* [DIRECTION]: Retype only the lines from the top of the records to the line with "string; level: number;", including that line but none of the pictures.

[Data entries]
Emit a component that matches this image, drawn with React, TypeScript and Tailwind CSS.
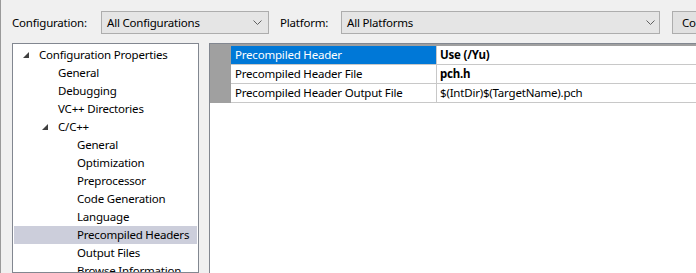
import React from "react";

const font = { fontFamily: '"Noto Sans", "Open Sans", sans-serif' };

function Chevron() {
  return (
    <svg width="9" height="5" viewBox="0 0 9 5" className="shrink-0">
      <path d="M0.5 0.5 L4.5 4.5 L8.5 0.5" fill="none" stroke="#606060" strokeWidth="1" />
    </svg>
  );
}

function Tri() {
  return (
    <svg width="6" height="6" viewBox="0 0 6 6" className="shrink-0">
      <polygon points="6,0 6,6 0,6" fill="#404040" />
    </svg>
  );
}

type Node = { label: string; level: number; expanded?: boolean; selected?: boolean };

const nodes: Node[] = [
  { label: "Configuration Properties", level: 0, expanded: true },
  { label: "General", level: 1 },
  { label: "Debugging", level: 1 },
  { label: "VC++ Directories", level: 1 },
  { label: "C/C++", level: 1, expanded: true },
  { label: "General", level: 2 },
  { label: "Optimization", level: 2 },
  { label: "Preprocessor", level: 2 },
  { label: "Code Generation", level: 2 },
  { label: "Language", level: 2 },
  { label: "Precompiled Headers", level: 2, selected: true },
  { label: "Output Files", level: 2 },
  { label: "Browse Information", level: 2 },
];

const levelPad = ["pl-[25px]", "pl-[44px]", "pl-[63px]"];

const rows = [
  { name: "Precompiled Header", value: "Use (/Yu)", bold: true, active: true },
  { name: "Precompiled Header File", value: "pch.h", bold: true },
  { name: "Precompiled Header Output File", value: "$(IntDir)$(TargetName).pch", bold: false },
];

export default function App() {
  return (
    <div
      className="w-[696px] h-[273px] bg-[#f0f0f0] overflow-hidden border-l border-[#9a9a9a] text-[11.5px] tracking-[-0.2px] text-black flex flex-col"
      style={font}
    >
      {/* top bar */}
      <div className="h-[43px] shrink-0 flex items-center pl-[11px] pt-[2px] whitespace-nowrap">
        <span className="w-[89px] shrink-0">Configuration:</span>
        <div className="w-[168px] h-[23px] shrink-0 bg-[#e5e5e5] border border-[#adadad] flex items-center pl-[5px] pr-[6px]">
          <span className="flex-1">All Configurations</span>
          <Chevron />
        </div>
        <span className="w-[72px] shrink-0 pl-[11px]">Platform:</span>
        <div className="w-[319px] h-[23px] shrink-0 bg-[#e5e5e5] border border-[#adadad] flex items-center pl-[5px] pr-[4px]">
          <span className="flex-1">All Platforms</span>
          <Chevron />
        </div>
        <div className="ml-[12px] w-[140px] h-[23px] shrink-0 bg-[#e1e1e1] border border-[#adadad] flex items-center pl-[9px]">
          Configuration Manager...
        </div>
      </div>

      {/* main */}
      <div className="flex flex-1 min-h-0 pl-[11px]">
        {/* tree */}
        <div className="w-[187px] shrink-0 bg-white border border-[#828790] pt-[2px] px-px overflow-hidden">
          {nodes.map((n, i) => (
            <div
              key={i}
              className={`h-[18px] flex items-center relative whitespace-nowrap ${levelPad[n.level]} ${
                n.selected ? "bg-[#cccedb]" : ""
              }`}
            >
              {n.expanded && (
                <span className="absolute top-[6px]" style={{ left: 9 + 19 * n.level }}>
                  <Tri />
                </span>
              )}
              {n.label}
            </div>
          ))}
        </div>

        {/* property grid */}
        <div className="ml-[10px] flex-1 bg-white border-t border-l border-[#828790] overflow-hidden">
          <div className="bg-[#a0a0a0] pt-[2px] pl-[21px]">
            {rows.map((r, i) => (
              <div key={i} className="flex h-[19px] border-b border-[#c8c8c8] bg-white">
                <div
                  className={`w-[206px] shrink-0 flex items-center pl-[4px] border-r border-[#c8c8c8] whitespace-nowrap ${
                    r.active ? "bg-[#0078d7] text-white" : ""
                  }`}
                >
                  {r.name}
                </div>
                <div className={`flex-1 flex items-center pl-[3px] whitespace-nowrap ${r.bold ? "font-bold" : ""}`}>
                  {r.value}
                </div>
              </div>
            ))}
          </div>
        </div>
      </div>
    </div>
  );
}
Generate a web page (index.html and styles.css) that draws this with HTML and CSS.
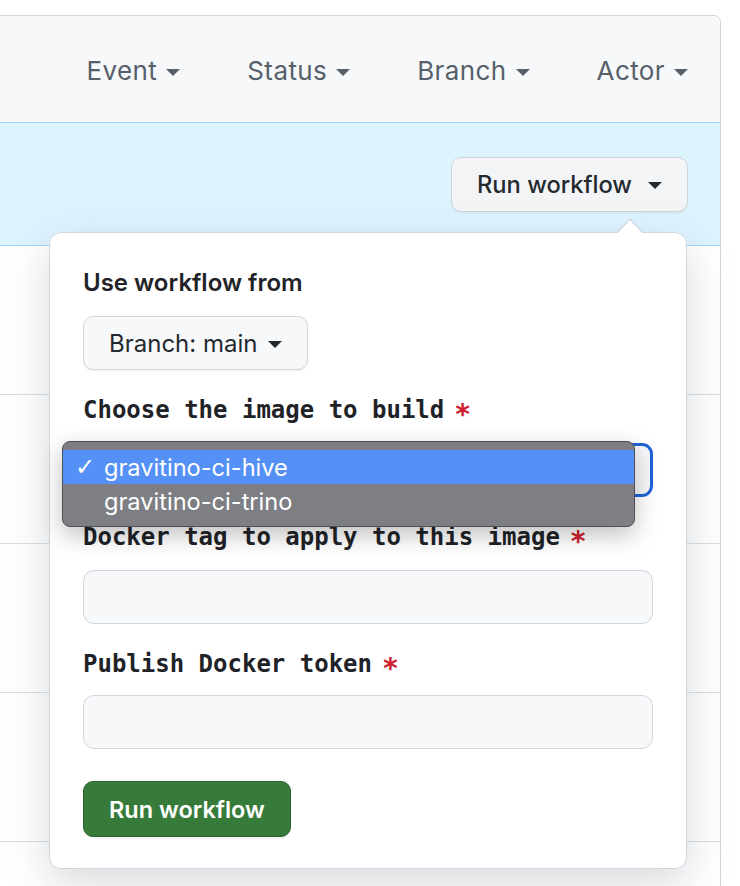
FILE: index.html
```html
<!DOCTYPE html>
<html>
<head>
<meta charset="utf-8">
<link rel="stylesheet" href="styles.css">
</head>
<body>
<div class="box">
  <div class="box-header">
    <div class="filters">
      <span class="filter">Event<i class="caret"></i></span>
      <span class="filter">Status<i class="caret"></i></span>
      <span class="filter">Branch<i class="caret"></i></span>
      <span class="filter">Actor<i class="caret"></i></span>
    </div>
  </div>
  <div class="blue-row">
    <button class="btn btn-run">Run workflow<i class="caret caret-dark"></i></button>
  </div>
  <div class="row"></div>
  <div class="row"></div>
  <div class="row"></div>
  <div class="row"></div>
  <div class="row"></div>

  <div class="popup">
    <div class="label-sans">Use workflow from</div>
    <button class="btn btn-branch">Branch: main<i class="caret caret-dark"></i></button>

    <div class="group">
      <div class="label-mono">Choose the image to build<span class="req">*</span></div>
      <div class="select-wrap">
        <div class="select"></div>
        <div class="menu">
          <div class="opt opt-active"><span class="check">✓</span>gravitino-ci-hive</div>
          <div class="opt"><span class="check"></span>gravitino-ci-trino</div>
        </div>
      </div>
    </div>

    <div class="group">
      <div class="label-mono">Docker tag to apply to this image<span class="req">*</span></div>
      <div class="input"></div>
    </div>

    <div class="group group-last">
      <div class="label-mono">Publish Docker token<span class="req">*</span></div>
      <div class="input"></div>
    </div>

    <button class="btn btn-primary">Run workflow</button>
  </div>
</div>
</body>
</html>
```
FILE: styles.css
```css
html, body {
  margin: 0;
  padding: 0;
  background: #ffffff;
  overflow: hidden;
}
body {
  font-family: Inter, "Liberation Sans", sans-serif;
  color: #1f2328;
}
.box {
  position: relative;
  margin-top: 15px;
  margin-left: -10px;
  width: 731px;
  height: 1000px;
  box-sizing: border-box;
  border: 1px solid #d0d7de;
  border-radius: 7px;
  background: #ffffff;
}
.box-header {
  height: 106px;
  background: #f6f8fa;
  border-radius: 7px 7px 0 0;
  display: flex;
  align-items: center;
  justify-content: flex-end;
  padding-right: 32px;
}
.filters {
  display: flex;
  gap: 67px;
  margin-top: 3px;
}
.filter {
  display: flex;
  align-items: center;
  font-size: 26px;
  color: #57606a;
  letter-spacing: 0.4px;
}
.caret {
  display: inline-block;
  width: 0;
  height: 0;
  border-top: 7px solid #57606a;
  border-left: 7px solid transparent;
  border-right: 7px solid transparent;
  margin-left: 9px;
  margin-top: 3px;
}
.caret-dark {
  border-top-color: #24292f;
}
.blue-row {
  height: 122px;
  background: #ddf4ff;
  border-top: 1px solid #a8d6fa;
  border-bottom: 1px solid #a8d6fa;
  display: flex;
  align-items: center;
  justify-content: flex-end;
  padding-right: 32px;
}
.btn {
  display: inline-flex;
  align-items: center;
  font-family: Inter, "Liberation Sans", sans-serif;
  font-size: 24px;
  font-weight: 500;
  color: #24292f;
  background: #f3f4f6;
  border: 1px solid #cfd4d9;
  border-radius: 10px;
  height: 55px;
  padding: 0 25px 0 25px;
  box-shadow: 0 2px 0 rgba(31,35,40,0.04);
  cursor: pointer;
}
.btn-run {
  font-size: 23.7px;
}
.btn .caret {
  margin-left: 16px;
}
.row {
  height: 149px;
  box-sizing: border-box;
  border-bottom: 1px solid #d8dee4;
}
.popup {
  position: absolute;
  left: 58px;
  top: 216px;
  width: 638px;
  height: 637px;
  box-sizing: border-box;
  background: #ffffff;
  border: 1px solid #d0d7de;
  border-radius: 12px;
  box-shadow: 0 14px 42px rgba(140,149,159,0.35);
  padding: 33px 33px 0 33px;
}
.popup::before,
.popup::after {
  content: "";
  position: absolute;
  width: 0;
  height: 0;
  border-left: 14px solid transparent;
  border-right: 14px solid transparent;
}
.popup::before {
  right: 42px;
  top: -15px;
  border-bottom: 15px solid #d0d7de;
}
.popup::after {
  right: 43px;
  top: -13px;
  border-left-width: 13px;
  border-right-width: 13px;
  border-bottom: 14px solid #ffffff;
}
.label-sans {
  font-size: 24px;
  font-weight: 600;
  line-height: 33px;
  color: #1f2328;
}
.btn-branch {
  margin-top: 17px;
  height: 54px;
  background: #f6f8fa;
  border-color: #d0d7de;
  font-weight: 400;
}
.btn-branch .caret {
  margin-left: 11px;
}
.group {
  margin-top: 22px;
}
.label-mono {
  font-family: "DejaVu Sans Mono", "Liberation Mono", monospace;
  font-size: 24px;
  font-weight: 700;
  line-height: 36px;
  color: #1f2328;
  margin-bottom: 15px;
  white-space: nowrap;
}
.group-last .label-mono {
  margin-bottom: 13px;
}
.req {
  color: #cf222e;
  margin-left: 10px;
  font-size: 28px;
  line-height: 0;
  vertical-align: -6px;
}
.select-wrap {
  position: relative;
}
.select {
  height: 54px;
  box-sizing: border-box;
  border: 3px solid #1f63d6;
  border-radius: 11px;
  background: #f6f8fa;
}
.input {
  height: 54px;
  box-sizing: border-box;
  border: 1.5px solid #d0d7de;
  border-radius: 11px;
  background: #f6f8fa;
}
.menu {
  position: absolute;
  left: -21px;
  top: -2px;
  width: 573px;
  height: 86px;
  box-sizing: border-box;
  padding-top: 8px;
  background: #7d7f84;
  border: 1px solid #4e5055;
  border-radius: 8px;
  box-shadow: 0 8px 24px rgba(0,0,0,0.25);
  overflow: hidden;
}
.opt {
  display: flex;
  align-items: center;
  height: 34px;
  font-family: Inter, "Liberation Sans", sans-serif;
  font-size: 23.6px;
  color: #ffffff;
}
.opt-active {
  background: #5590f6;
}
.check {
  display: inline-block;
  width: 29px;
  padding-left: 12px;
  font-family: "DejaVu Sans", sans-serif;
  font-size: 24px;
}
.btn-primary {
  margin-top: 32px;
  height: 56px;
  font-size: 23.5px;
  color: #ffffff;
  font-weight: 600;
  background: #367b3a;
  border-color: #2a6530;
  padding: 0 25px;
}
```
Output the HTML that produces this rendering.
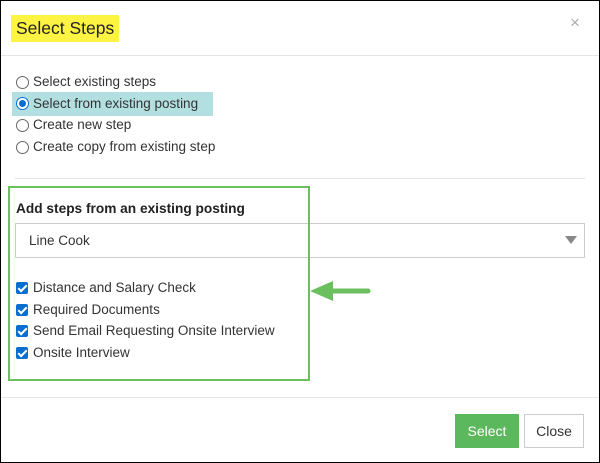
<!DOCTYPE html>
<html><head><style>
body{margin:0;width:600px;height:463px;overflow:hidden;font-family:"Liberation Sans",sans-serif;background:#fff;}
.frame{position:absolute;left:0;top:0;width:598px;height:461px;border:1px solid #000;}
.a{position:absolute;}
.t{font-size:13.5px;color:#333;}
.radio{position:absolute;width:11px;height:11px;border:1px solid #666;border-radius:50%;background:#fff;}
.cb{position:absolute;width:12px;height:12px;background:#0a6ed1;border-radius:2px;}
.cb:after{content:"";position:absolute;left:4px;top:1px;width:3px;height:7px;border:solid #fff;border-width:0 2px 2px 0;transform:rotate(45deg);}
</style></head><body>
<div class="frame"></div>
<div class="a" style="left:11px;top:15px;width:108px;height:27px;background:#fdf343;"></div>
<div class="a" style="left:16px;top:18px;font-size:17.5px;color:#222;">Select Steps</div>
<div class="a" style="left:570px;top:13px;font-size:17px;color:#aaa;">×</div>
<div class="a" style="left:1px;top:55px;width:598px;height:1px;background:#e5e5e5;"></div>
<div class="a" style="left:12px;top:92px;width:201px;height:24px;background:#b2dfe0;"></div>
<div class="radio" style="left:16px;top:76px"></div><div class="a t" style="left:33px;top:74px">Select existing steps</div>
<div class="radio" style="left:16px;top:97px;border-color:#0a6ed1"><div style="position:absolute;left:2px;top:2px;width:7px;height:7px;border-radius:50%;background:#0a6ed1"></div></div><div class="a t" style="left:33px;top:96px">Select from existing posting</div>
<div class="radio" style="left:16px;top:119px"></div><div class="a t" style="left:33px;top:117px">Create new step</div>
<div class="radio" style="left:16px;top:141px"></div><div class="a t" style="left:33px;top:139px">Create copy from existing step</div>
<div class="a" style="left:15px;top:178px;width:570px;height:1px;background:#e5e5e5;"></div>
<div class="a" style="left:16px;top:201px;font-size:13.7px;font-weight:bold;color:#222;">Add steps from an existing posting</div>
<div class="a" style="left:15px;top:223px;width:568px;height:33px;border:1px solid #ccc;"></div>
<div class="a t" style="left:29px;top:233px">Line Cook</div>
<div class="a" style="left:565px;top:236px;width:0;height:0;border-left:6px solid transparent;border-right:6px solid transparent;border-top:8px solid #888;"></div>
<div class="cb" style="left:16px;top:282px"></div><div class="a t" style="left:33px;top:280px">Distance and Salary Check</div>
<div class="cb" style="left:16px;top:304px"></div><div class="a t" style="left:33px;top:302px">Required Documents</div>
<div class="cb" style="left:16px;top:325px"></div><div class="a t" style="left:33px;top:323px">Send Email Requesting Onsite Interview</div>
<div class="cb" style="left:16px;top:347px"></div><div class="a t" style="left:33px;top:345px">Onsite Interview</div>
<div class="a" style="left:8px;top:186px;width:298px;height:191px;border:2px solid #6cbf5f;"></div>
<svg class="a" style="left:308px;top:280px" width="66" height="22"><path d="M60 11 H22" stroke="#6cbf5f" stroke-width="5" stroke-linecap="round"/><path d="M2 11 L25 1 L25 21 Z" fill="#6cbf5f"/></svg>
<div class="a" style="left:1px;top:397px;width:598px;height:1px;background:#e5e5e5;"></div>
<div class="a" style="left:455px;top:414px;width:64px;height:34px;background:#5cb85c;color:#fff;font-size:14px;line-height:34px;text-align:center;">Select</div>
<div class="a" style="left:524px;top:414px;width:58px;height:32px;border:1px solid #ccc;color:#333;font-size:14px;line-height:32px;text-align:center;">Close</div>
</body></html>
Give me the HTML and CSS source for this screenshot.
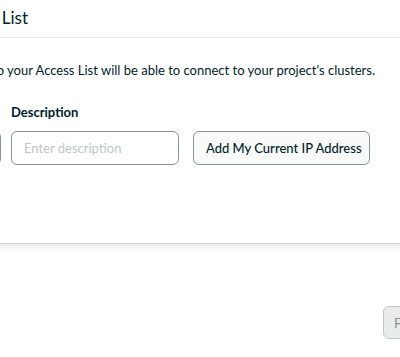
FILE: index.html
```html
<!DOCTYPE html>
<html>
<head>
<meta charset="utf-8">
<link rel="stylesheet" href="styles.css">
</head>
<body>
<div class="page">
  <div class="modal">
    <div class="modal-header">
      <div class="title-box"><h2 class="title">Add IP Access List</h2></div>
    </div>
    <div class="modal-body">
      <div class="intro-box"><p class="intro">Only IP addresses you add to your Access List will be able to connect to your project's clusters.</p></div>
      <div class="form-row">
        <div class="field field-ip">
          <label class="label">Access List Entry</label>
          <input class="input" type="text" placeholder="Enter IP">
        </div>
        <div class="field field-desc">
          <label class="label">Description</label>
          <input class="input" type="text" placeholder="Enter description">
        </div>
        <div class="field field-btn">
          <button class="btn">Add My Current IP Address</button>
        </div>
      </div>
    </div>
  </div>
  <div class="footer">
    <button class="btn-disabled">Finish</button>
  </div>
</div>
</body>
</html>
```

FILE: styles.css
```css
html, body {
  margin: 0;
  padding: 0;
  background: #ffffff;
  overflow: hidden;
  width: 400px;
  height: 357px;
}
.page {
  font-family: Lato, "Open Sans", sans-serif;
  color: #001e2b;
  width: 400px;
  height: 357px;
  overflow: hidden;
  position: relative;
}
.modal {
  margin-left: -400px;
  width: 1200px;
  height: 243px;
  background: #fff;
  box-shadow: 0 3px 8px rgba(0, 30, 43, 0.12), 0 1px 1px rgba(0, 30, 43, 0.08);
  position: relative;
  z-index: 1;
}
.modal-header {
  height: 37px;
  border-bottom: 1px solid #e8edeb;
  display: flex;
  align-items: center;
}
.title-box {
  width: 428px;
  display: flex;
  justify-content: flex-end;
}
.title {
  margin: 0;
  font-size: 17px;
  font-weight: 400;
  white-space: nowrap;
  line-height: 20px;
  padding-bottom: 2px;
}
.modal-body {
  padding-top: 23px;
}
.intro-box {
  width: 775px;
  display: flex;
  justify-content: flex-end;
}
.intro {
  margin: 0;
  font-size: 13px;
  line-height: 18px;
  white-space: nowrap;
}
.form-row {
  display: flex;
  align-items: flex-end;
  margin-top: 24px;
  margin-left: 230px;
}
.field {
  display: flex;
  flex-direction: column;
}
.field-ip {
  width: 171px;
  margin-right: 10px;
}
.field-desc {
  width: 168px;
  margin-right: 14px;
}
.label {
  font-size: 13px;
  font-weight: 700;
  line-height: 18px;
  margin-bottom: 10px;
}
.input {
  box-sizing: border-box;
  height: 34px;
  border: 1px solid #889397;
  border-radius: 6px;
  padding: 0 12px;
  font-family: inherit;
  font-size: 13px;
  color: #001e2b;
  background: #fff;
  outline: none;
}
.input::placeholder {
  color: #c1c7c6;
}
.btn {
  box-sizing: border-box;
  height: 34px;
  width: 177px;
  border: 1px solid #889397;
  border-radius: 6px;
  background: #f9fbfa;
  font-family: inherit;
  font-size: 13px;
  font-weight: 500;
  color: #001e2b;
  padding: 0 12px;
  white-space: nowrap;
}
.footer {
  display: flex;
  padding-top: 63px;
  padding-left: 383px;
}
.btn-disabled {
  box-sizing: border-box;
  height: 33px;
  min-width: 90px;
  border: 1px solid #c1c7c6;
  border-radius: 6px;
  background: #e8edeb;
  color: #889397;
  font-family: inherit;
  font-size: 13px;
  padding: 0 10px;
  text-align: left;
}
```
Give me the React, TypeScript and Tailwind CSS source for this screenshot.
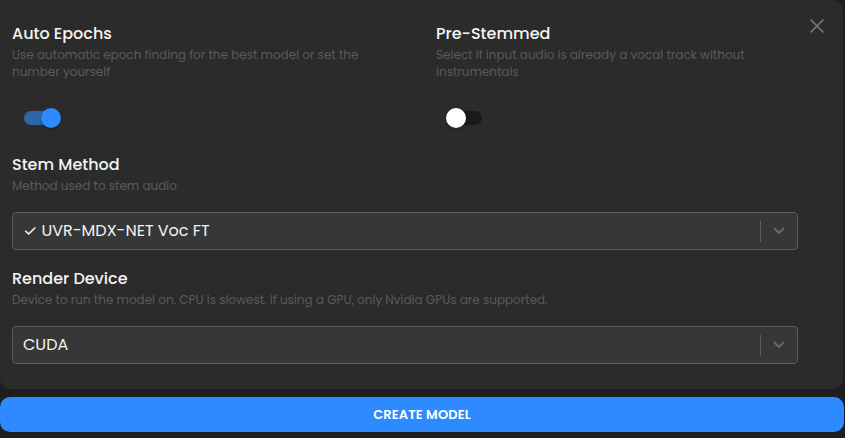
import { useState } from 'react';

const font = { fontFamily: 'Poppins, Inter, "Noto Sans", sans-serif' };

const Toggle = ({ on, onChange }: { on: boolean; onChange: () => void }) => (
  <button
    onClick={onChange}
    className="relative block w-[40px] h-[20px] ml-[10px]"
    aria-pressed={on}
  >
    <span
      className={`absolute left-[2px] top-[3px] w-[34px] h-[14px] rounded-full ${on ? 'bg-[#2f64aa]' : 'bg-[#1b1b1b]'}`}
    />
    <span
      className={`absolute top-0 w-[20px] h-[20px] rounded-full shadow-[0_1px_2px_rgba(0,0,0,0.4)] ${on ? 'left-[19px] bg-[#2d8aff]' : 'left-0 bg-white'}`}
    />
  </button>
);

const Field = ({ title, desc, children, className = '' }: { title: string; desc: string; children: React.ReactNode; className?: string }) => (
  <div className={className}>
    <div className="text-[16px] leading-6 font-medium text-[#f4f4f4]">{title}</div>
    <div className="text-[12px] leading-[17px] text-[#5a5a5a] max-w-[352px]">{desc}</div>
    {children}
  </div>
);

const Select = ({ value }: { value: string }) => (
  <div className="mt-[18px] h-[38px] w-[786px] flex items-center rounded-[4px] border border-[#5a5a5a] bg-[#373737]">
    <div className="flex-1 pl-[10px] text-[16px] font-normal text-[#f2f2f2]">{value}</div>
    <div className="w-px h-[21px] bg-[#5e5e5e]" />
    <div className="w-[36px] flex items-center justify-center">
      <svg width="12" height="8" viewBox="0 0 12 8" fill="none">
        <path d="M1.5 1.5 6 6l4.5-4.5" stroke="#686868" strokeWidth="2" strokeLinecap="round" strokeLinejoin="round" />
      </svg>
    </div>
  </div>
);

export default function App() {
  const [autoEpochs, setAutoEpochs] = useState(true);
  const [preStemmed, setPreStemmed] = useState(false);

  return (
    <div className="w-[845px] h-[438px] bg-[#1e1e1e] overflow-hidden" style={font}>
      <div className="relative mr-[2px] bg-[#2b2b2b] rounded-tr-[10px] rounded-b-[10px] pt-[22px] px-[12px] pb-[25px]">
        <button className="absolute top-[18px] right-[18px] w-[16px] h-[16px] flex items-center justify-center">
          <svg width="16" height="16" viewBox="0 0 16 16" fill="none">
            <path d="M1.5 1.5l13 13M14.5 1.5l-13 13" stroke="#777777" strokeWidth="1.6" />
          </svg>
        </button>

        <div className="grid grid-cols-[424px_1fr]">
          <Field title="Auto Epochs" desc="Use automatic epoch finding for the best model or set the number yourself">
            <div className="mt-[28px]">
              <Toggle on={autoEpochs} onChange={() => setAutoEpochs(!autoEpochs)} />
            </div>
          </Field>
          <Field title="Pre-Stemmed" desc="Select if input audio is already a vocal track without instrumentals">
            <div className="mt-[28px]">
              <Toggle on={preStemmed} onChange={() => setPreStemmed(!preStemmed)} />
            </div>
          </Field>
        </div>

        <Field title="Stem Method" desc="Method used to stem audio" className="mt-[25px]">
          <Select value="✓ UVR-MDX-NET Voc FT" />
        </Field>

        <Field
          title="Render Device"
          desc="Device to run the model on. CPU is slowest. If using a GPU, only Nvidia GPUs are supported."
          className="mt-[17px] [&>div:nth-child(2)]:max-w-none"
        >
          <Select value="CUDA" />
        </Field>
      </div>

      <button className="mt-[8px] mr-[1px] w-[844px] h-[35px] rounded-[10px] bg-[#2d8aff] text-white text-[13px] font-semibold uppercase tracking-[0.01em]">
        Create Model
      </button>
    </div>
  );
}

* [TASK RESPONSE]:
Emit a component that matches this image, drawn with React, TypeScript and Tailwind CSS.
import React from "react";

const font = { fontFamily: '"Noto Sans", "Open Sans", sans-serif' };

function Chevron() {
  return (
    <svg width="9" height="5" viewBox="0 0 9 5" className="shrink-0">
      <path d="M0.5 0.5 L4.5 4.5 L8.5 0.5" fill="none" stroke="#606060" strokeWidth="1" />
    </svg>
  );
}

function Tri() {
  return (
    <svg width="6" height="6" viewBox="0 0 6 6" className="shrink-0">
      <polygon points="6,0 6,6 0,6" fill="#404040" />
    </svg>
  );
}

type Node = { label: string; level: number; expanded?: boolean; selected?: boolean };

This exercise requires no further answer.